We want to train a neural network to learn the square root function over the $[0,10]$ interval.

In [None]:
x_data = np.arange(0,10,0.1).reshape((100,1))
y_data = np.sqrt(x_data)
plt.plot(x_data,y_data);

Start a TF session (we could actually do that after defining the graph).

In [None]:
sess = tf.Session()

Define the neural network. 2 hidden layers with 20 units each, ReLU activation functions.

In [None]:
x = tf.placeholder(tf.float32, shape=[None, 1])
y_true = tf.placeholder(tf.float32, shape=[None, 1])
hidden_layer1 = tf.layers.dense(x, units=20, activation=tf.nn.relu)
hidden_layer2 = tf.layers.dense(hidden_layer1, units=20, activation=tf.nn.relu)
y_pred = tf.layers.dense(hidden_layer2, units=1)
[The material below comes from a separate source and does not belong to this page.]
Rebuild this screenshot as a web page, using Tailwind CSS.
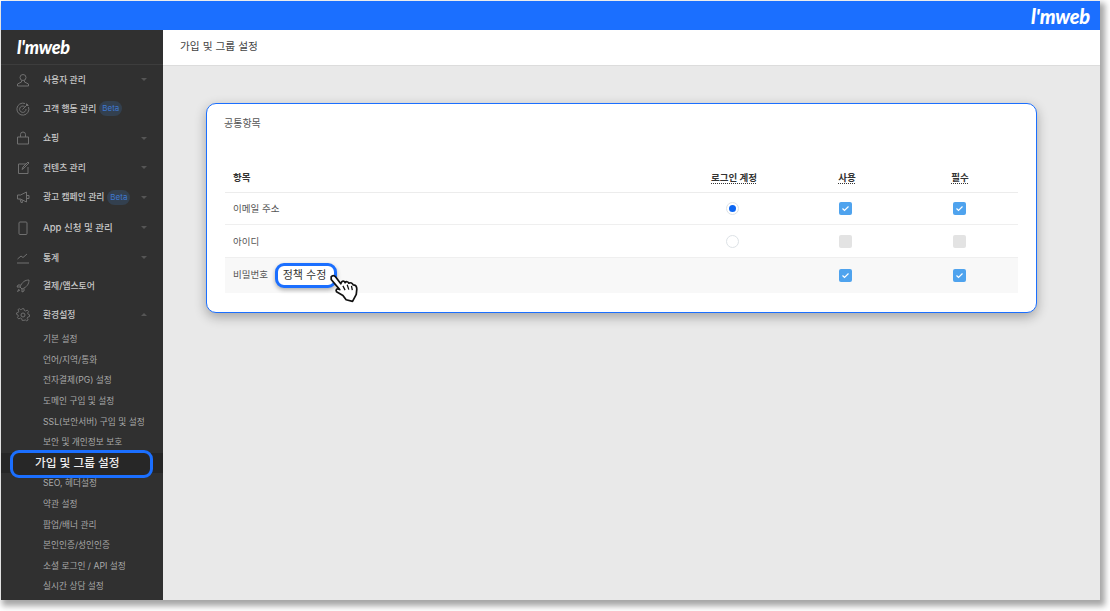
<!DOCTYPE html>
<html lang="ko">
  <head>
    <meta charset="UTF-8" />
    <title>가입 및 그룹 설정</title>
    <script src="https://cdn.jsdelivr.net/npm/@tailwindcss/browser@4"></script>
  </head>
  <body class="w-[1110px] h-[611px] overflow-hidden bg-white font-['Inter','Noto_Sans_CJK_KR',sans-serif]">
    <div class="ml-px mt-px w-[1099px] h-[599px] flex flex-col overflow-hidden shadow-[3px_4px_6px_2px_rgba(0,0,0,0.35)]">
      <!-- top bar -->
      <div class="h-[29px] shrink-0 bg-[#1b6fff] flex items-center justify-end pr-[10px]">
        <span class="font-['Lato',sans-serif] italic font-black text-[20px] leading-none tracking-[-0.2px] text-white">l'mweb</span>
      </div>

      <div class="flex flex-1 min-h-0">
        <!-- sidebar -->
        <aside class="w-[162px] shrink-0 bg-[#303030] flex flex-col text-[8.800px] leading-[14px]">
          <div class="h-[35px] shrink-0 border-b border-[#3d3d3d] flex items-center pl-[16px]">
            <span class="font-['Lato',sans-serif] italic font-black text-[18px] leading-none tracking-[-0.2px] text-white">l'mweb</span>
          </div>
          <nav class="flex flex-col">
            <a class="h-[29px] flex items-center pl-[15px] pr-[16px] text-[#c8c8c8] font-medium">
              <svg class="w-[14px] h-[14px] shrink-0 mr-[13px]" viewBox="0 0 14 14" fill="none" stroke="#707070"><circle cx="7" cy="4.5" r="3"/><path d="M5.5 7.5v1.5L1.5 11v2h11v-2L8.5 9V7.5"/></svg>
              <span class="flex-1">사용자 관리</span>
              <svg class="w-[6px] h-[3px]" viewBox="0 0 6 3"><path d="M0 0h6L3 3z" fill="#555"/></svg>
            </a>
            <a class="h-[29px] flex items-center pl-[15px] pr-[16px] text-[#c8c8c8] font-medium">
              <svg class="w-[14px] h-[14px] shrink-0 mr-[13px]" viewBox="0 0 14 14" fill="none" stroke="#707070"><path d="M9 1.5A6 6 0 1 0 12.5 5"/><path d="M8.5 4.5A3.2 3.2 0 1 0 10 7"/><path d="M6.5 7.5 12 2M10.5 1.5V3.500H12.500"/></svg>
              <span>고객 행동 관리</span>
              <span class="ml-[3px] h-[15px] px-[3px] rounded-full bg-[#33404f] text-[#3f78cf] text-[8px] leading-[15px] font-normal">Beta</span>
            </a>
            <a class="h-[30px] flex items-center pl-[15px] pr-[16px] text-[#c8c8c8] font-medium">
              <svg class="w-[14px] h-[14px] shrink-0 mr-[13px]" viewBox="0 0 14 14" fill="none" stroke="#707070"><path d="M1.500 6h11v7h-11zM4.500 6V3.500a2.500 2.500 0 0 1 5 0V6"/></svg>
              <span class="flex-1">쇼핑</span>
              <svg class="w-[6px] h-[3px]" viewBox="0 0 6 3"><path d="M0 0h6L3 3z" fill="#555"/></svg>
            </a>
            <a class="h-[29px] flex items-center pl-[15px] pr-[16px] text-[#c8c8c8] font-medium">
              <svg class="w-[14px] h-[14px] shrink-0 mr-[13px]" viewBox="0 0 14 14" fill="none" stroke="#707070"><path d="M10 3H2.500v9.500H12V6"/><path d="M6 8.500 7 6l5-5 1 1-5 5z"/></svg>
              <span class="flex-1">컨텐츠 관리</span>
              <svg class="w-[6px] h-[3px]" viewBox="0 0 6 3"><path d="M0 0h6L3 3z" fill="#555"/></svg>
            </a>
            <a class="h-[30px] flex items-center pl-[15px] pr-[16px] text-[#c8c8c8] font-medium">
              <svg class="w-[14px] h-[14px] shrink-0 mr-[13px]" viewBox="0 0 14 14" fill="none" stroke="#707070"><path d="M1.500 5v4h3l6 3V2l-6 3zM4 9l1 3.500h1.500L6 10M10.500 5.500H13v3h-2.500"/></svg>
              <span>광고 캠페인 관리</span>
              <span class="ml-[3px] h-[15px] px-[3px] rounded-full bg-[#33404f] text-[#3f78cf] text-[8px] leading-[15px] font-normal">Beta</span>
              <span class="flex-1"></span>
              <svg class="w-[6px] h-[3px]" viewBox="0 0 6 3"><path d="M0 0h6L3 3z" fill="#555"/></svg>
            </a>
            <a class="h-[31px] flex items-center pl-[15px] pr-[16px] text-[#c8c8c8] font-medium">
              <svg class="w-[14px] h-[14px] shrink-0 mr-[13px]" viewBox="0 0 14 14" fill="none" stroke="#707070"><rect x="3" y="1" width="8" height="12.500" rx="1"/></svg>
              <span class="flex-1 text-[9.500px]">App 신청 및 관리</span>
              <svg class="w-[6px] h-[3px]" viewBox="0 0 6 3"><path d="M0 0h6L3 3z" fill="#555"/></svg>
            </a>
            <a class="h-[29px] flex items-center pl-[15px] pr-[16px] text-[#c8c8c8] font-medium">
              <svg class="w-[14px] h-[14px] shrink-0 mr-[13px]" viewBox="0 0 14 14" fill="none" stroke="#707070"><path d="M1.500 8 5 5l2 1.500L11 3M1 12h12"/></svg>
              <span class="flex-1">통계</span>
              <svg class="w-[6px] h-[3px]" viewBox="0 0 6 3"><path d="M0 0h6L3 3z" fill="#555"/></svg>
            </a>
            <a class="h-[28px] flex items-center pl-[15px] pr-[16px] text-[#c8c8c8] font-medium">
              <svg class="w-[14px] h-[14px] shrink-0 mr-[13px]" viewBox="0 0 14 14" fill="none" stroke="#707070"><path d="M13 1C9 1 6 3 4 8l2 2c5-2 7-5 7-9zM4.500 6H2L1 8h3M8 9.500V12l-2 1v-3M3 10l-1.500 2.500L4 11"/></svg>
              <span class="flex-1">결제/앱스토어</span>
            </a>
            <a class="h-[29px] flex items-center pl-[15px] pr-[16px] text-[#c8c8c8] font-medium">
              <svg class="w-[14px] h-[14px] shrink-0 mr-[13px]" viewBox="0 0 14 14" fill="none" stroke="#707070"><circle cx="7" cy="7" r="2"/><path d="M6 1h2l.4 1.800 1.500.7L11.500 2.500 13 4l-1 1.600.6 1.400 1.400.5v2l-1.800.4-.7 1.500 1 1.600-1.500 1-1.600-1-1.400.6L8 13.500H6l-.4-1.800-1.500-.7-1.600 1L1 10.500l1-1.600L1.400 7.500 0 7V5.500l1.800-.4.7-1.500-1-1.600L3 1l1.600 1 1-.4z" transform="translate(.5 -.2) scale(.93)"/></svg>
              <span class="flex-1">환경설정</span>
              <svg class="w-[6px] h-[3px]" viewBox="0 0 6 3"><path d="M0 3h6L3 0z" fill="#555"/></svg>
            </a>
          </nav>
          <ul class="flex flex-col pl-[42px] font-normal text-[#a9a9a9] text-[8.700px]">
            <li class="h-[20.600px] flex items-center">기본 설정</li>
            <li class="h-[20.600px] flex items-center">언어/지역/통화</li>
            <li class="h-[20.600px] flex items-center">전자결제(PG) 설정</li>
            <li class="h-[20.600px] flex items-center">도메인 구입 및 설정</li>
            <li class="h-[20.600px] flex items-center">SSL(보안서버) 구입 및 설정</li>
            <li class="h-[20.600px] flex items-center">보안 및 개인정보 보호</li>
            <li class="h-[20.600px] -ml-[42px] pl-[34px] relative flex items-center bg-[#262626]">
              <span class="absolute left-[9px] -top-[3px] w-[143px] h-[28px] rounded-[9px] border-[3px] border-[#1b6fff] bg-[#272727]"></span>
              <span class="relative text-[11.700px] font-medium text-[#eeeeee]">가입 및 그룹 설정</span>
            </li>
            <li class="h-[20.600px] flex items-center">SEO, 헤더설정</li>
            <li class="h-[20.600px] flex items-center">약관 설정</li>
            <li class="h-[20.600px] flex items-center">팝업/배너 관리</li>
            <li class="h-[20.600px] flex items-center">본인인증/성인인증</li>
            <li class="h-[20.600px] flex items-center">소셜 로그인 / API 설정</li>
            <li class="h-[20.600px] flex items-center">실시간 상담 설정</li>
          </ul>
        </aside>

        <!-- main -->
        <main class="flex-1 min-w-0 bg-[#e9e9e9] flex flex-col">
          <header class="h-[36px] shrink-0 bg-white border-b border-[#dcdcdc] flex items-center pl-[17px] text-[10.700px] text-[#444]">가입 및 그룹 설정</header>
          <div class="pl-[43px] pt-[37px]">
            <section class="relative w-[831px] h-[210px] bg-white rounded-[10px] border border-[#1b6fff] shadow-[0_4px_12px_rgba(0,0,0,0.3)] pt-[12px] px-[17px] text-[9.500px] text-[#555]">
              <h2 class="h-[14px] leading-[14px] text-[#555] text-[10px]">공통항목</h2>
              <div class="mt-[30px] ml-px w-[793px] text-[#555]">
                <div class="h-[33px] pt-[4px] border-b border-[#ececec] flex items-center font-bold text-[#333]">
                  <span class="pl-[8px] w-[452px]">항목</span>
                  <span class="w-[114px] text-center underline decoration-dotted underline-offset-2">로그인 계정</span>
                  <span class="w-[112px] text-center underline decoration-dotted underline-offset-2">사용</span>
                  <span class="w-[114px] text-center underline decoration-dotted underline-offset-2">필수</span>
                </div>
                <div class="h-[32px] border-b border-[#efefef] flex items-center">
                  <span class="pl-[8px] pt-[2px] w-[450px]">이메일 주소</span>
                  <span class="w-[114px] flex justify-center"><span class="w-[13px] h-[13px] rounded-full border border-[#dde2e6] flex items-center justify-center"><span class="w-[7px] h-[7px] rounded-full bg-[#0d66f2]"></span></span></span>
                  <span class="w-[112px] flex justify-center">
                    <svg class="w-[13px] h-[13px]" viewBox="0 0 13 13"><rect width="13" height="13" rx="2" fill="#4fa3ee"/><path d="M3.500 6.500 5.500 8.500 9.500 4.500" fill="none" stroke="#fff" stroke-width="1.200"/></svg>
                  </span>
                  <span class="w-[116px] flex justify-center">
                    <svg class="w-[13px] h-[13px]" viewBox="0 0 13 13"><rect width="13" height="13" rx="2" fill="#4fa3ee"/><path d="M3.500 6.500 5.500 8.500 9.500 4.500" fill="none" stroke="#fff" stroke-width="1.200"/></svg>
                  </span>
                </div>
                <div class="h-[33px] border-b border-[#efefef] flex items-center">
                  <span class="pl-[8px] pt-[2px] w-[450px]">아이디</span>
                  <span class="w-[114px] flex justify-center"><span class="w-[13px] h-[13px] rounded-full border border-[#dde2e6] bg-white"></span></span>
                  <span class="w-[112px] flex justify-center"><span class="w-[13px] h-[13px] rounded-[2px] bg-[#e3e3e3]"></span></span>
                  <span class="w-[116px] flex justify-center"><span class="w-[13px] h-[13px] rounded-[2px] bg-[#e3e3e3]"></span></span>
                </div>
                <div class="h-[35px] pb-[1px] bg-[#f8f8f8] flex items-center">
                  <span class="pl-[8px] w-[450px] flex items-center">비밀번호
                    <span class="relative ml-[7px] h-[25px] w-[62px] pr-[3px] rounded-[9px] border-[3px] border-[#1b6fff] bg-white shadow-[0_2px_4px_rgba(0,0,0,0.3)] flex items-center justify-center text-[11px] text-[#333] whitespace-nowrap">정책 수정</span>
                  </span>
                  <span class="w-[114px]"></span>
                  <span class="w-[112px] flex justify-center">
                    <svg class="w-[13px] h-[13px]" viewBox="0 0 13 13"><rect width="13" height="13" rx="2" fill="#4fa3ee"/><path d="M3.500 6.500 5.500 8.500 9.500 4.500" fill="none" stroke="#fff" stroke-width="1.200"/></svg>
                  </span>
                  <span class="w-[116px] flex justify-center">
                    <svg class="w-[13px] h-[13px]" viewBox="0 0 13 13"><rect width="13" height="13" rx="2" fill="#4fa3ee"/><path d="M3.500 6.500 5.500 8.500 9.500 4.500" fill="none" stroke="#fff" stroke-width="1.200"/></svg>
                  </span>
                </div>
              </div>
              <!-- hand cursor -->
              <svg class="absolute left-[121px] top-[168px] w-[32px] h-[32px]" viewBox="0 0 30 30">
                <path d="M3 4.500 C4 3 6 3 7 4.500 L12 11 L13 9 C14.500 8 15.500 9 16 10 C17 8.500 19 9 19.500 10.500 C21 9.500 23 10.500 23.500 12 C25.500 12 27 13.500 27 16 L26.500 21 L23 27.500 L17 26 L14 22 L8 18.500 C7 17 8 15.500 10 16 L11 16.500 L3 7 Z" fill="#fff" stroke="#111" stroke-width="1.600" stroke-linejoin="round"/>
                <path d="M14 13l2 4M18 12l1.500 4.500M22 13l.8 4" stroke="#111" stroke-width="1.200" fill="none"/>
              </svg>
            </section>
          </div>
        </main>
      </div>
    </div>
  </body>
</html>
Initialize layers' weights (warning, only initializes variables that exist when the global_variables_initializer() function is called).

In [None]:
init = tf.global_variables_initializer()
sess.run(init)

Make a first prediction.

In [None]:
sess.run(y_pred, feed_dict={x: x_data[0:10]})

Define the loss function.

In [None]:
loss = tf.losses.mean_squared_error(labels=y_true, predictions=y_pred) # Fill the options
print(loss)

Define optimizer.

In [None]:
optimizer = tf.train.GradientDescentOptimizer(learning_rate=0.01)
train = optimizer.minimize(loss)

Train network for 10000 epochs.

In [None]:
nb_epochs = 10000
losses = np.zeros((nb_epochs))

for i in range(nb_epochs):
    _, loss_value = sess.run((train, loss), feed_dict={x: x_data, y_true: y_data})
    losses[i] = loss_value


Plot loss evolution and final learned function.

In [None]:
plt.semilogy(losses)

new_pred = sess.run(y_pred, feed_dict={x: x_data})
plt.figure()

plt.plot(x_data, y_data)
plt.plot(x_data, new_pred);

# <a id="sec2"></a> 2. Introducing minibatches

Let's train a softmax linear regression on the MNIST data.

In [None]:
import numpy as np
import tensorflow as tf
%matplotlib inline
import matplotlib.pyplot as plt

# Import MNIST data
from tensorflow.examples.tutorials.mnist import input_data
mnist = input_data.read_data_sets("/tmp/data/", one_hot=True)

# Parameters
learning_rate = 0.01
training_epochs = 20
batch_size = 100
display_step = 1

Network definition.

In [None]:
# tf Graph Input
x = tf.placeholder(tf.float32, [None, 784]) # mnist data image of shape 28*28=784
y = tf.placeholder(tf.float32, [None, 10]) # 0-9 digits recognition => 10 classes

# Set model weights
W = tf.Variable(tf.zeros([784, 10]))
b = tf.Variable(tf.zeros([10]))

# Construct model
pred = tf.nn.softmax(tf.matmul(x, W) + b) # Softmax

Define loss function and optimizer.

In [None]:
# Minimize cross-entropy
loss = tf.reduce_mean(-tf.reduce_sum(y*tf.log(pred), reduction_indices=1))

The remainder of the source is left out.